▸ Required task
Starting at the line that contains "Generate a component" and stopping at the line that contains "const KO = 'text-[23px]", transcribe every line of the material below exactly; pictures stay out.

▸ Data supplied
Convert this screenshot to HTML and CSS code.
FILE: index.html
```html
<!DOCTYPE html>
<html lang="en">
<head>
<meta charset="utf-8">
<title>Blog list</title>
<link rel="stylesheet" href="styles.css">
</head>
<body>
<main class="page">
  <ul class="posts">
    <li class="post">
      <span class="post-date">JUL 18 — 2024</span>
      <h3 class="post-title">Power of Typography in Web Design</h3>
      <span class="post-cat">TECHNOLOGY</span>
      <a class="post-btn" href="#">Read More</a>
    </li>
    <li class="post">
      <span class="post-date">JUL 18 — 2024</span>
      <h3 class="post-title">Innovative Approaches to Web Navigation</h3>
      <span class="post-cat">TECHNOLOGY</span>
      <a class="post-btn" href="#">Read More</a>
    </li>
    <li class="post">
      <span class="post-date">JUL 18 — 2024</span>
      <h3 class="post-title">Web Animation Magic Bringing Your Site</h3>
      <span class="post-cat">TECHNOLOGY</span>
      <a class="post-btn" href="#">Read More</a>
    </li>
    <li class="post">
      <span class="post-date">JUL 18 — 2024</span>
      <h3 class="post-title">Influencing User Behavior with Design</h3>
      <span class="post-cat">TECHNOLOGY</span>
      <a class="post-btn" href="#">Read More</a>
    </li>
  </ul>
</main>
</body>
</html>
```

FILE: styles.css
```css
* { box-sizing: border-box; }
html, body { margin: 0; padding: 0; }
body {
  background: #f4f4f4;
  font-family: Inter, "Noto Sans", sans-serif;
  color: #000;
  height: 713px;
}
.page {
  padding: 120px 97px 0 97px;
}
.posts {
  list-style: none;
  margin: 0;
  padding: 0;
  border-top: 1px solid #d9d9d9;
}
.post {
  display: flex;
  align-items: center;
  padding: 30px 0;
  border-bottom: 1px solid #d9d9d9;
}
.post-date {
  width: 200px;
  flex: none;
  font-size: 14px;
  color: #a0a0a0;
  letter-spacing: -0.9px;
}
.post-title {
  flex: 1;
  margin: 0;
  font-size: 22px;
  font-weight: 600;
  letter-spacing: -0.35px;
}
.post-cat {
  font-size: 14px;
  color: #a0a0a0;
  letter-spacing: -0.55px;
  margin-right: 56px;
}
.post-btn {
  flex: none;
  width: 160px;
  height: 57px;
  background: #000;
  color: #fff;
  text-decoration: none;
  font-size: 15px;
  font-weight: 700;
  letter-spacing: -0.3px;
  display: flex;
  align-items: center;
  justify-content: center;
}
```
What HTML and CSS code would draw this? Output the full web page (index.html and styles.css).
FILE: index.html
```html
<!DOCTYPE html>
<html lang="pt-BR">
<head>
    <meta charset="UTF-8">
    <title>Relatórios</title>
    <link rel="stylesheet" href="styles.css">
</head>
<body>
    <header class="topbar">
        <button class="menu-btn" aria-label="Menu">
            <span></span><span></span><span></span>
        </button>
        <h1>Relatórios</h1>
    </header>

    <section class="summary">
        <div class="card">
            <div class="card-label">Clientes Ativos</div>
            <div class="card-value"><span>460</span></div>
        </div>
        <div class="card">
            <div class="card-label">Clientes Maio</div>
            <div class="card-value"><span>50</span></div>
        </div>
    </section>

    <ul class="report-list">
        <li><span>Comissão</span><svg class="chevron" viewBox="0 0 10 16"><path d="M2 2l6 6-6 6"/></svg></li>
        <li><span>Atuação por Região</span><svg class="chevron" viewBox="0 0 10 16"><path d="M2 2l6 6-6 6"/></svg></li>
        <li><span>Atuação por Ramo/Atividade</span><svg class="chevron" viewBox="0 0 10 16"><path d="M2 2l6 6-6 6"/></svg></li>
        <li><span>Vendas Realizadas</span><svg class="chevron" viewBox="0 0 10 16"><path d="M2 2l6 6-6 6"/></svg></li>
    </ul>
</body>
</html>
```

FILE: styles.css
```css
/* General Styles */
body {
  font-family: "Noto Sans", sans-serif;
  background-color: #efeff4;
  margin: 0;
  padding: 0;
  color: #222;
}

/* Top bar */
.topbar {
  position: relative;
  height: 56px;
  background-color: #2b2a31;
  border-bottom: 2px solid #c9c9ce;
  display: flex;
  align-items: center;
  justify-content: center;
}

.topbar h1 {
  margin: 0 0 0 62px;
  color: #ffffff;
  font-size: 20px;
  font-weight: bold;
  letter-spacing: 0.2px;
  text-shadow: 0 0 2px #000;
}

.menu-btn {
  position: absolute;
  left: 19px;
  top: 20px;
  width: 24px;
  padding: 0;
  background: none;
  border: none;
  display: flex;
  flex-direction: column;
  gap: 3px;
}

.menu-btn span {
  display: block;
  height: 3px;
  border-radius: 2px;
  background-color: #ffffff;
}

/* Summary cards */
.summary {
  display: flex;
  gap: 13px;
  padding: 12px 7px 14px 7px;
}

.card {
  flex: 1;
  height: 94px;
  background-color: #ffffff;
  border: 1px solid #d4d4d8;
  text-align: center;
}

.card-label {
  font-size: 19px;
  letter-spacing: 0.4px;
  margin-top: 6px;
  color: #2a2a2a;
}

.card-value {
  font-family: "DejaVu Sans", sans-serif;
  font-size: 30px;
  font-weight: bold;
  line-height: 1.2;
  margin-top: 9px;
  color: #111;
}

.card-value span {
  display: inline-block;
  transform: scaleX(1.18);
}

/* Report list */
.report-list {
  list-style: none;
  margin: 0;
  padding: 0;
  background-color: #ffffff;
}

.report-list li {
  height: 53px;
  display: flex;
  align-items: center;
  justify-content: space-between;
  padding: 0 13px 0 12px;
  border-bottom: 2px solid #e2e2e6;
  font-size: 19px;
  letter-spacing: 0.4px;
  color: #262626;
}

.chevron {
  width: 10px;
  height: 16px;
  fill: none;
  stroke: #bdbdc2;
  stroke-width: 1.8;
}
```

* * *

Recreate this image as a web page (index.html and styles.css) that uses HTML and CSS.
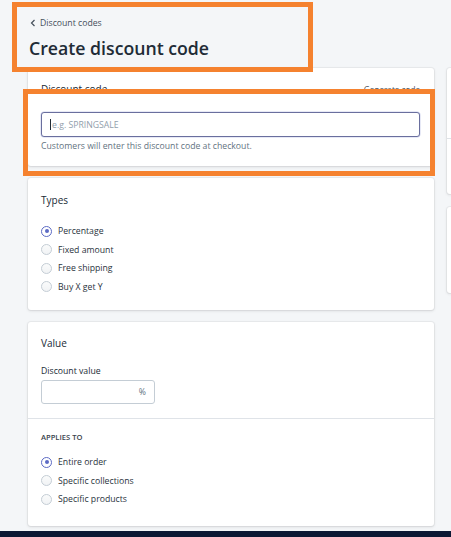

...

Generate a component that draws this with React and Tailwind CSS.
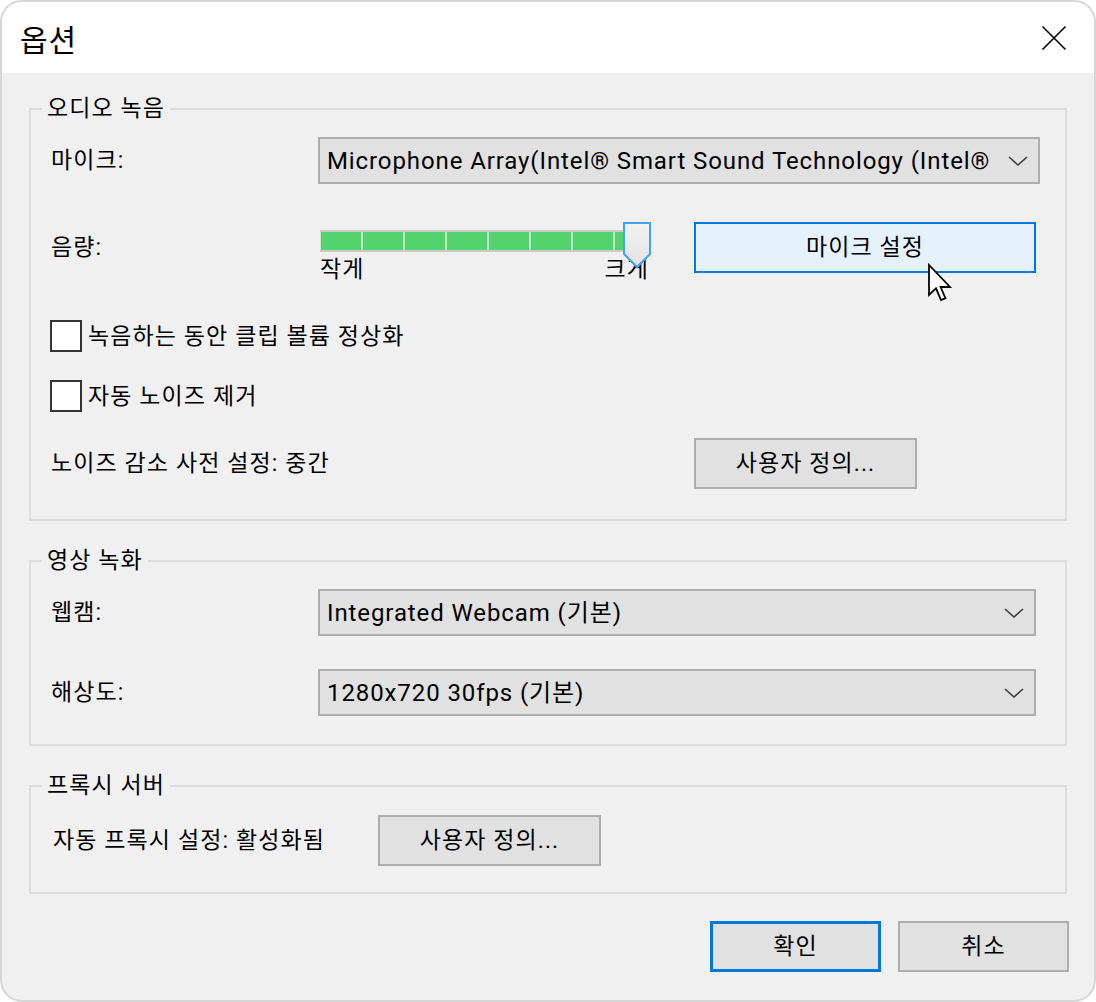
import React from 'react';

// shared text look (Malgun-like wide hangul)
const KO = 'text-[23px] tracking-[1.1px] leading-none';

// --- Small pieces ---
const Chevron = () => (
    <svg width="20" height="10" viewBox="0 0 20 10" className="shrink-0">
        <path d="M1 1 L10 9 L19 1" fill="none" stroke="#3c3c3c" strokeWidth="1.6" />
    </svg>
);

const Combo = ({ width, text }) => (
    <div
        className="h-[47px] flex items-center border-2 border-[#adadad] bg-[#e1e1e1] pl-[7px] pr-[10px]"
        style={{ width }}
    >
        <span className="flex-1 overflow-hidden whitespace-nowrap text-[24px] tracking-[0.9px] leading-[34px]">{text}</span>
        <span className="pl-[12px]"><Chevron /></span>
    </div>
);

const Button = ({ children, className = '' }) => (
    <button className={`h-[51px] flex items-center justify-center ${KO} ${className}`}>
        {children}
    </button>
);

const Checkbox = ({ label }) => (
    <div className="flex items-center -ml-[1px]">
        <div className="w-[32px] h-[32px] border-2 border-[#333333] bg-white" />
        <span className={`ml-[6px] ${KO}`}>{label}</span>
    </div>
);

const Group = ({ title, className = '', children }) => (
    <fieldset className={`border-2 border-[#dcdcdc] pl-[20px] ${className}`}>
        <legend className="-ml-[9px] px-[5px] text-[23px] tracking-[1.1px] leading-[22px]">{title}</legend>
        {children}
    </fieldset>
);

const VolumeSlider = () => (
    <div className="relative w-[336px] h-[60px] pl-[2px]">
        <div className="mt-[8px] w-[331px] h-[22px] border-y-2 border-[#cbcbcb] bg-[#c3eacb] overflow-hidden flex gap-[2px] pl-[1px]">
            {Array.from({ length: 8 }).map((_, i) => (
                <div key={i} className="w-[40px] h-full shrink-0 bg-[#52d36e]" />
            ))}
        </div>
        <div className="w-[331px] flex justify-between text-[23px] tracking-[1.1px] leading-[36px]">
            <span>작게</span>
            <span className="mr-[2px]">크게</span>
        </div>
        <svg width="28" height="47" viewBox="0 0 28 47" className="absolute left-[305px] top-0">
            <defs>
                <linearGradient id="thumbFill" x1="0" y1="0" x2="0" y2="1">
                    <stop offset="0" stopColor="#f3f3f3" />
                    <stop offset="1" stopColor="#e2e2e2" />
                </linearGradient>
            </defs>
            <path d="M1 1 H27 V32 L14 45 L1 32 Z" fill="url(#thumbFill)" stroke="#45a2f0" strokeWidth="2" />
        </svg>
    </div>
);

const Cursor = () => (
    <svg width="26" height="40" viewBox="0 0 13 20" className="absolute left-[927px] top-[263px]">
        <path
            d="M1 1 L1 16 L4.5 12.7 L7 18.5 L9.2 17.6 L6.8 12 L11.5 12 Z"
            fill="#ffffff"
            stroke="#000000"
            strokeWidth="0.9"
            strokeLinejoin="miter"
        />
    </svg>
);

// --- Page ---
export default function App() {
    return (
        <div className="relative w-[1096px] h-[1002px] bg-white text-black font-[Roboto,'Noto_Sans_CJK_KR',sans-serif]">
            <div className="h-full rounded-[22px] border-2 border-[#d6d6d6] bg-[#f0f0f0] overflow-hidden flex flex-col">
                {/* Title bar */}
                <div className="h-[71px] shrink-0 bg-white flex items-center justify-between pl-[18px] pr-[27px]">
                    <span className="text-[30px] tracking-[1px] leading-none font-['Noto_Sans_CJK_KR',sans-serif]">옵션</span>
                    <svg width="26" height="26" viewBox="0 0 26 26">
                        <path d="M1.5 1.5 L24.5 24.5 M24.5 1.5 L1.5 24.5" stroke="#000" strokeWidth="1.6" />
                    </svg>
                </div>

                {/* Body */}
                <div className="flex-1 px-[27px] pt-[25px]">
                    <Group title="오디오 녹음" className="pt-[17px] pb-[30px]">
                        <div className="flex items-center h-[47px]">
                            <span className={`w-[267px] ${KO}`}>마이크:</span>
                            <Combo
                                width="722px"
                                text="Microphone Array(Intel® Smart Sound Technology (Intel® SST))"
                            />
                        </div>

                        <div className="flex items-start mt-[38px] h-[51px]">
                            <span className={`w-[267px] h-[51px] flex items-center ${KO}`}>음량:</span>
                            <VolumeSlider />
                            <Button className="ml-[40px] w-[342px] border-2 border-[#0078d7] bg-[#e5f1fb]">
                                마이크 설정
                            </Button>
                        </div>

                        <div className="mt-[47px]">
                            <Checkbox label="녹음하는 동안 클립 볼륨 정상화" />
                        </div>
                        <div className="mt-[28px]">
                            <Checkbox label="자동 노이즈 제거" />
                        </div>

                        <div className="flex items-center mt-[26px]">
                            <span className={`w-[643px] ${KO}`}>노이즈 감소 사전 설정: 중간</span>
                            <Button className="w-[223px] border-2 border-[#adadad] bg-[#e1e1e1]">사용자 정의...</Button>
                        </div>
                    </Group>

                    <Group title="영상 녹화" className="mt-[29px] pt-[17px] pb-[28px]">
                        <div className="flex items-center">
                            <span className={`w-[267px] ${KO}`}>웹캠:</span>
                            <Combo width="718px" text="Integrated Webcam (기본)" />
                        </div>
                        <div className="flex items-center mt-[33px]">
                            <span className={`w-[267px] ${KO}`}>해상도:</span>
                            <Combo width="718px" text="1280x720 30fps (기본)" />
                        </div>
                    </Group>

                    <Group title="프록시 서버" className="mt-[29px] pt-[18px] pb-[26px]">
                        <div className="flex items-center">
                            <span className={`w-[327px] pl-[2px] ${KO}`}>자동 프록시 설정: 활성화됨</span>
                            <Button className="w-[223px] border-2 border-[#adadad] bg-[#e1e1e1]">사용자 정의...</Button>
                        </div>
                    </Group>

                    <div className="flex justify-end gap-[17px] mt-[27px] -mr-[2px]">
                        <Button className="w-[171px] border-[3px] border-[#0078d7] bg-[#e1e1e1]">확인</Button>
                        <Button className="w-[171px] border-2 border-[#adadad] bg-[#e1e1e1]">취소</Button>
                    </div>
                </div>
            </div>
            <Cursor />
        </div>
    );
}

▸ Solved exercise
Generate a component that draws this with React and Tailwind CSS.
import React from 'react';

// shared text look (Malgun-like wide hangul)
const KO = 'text-[23px] tracking-[1.1px] leading-none';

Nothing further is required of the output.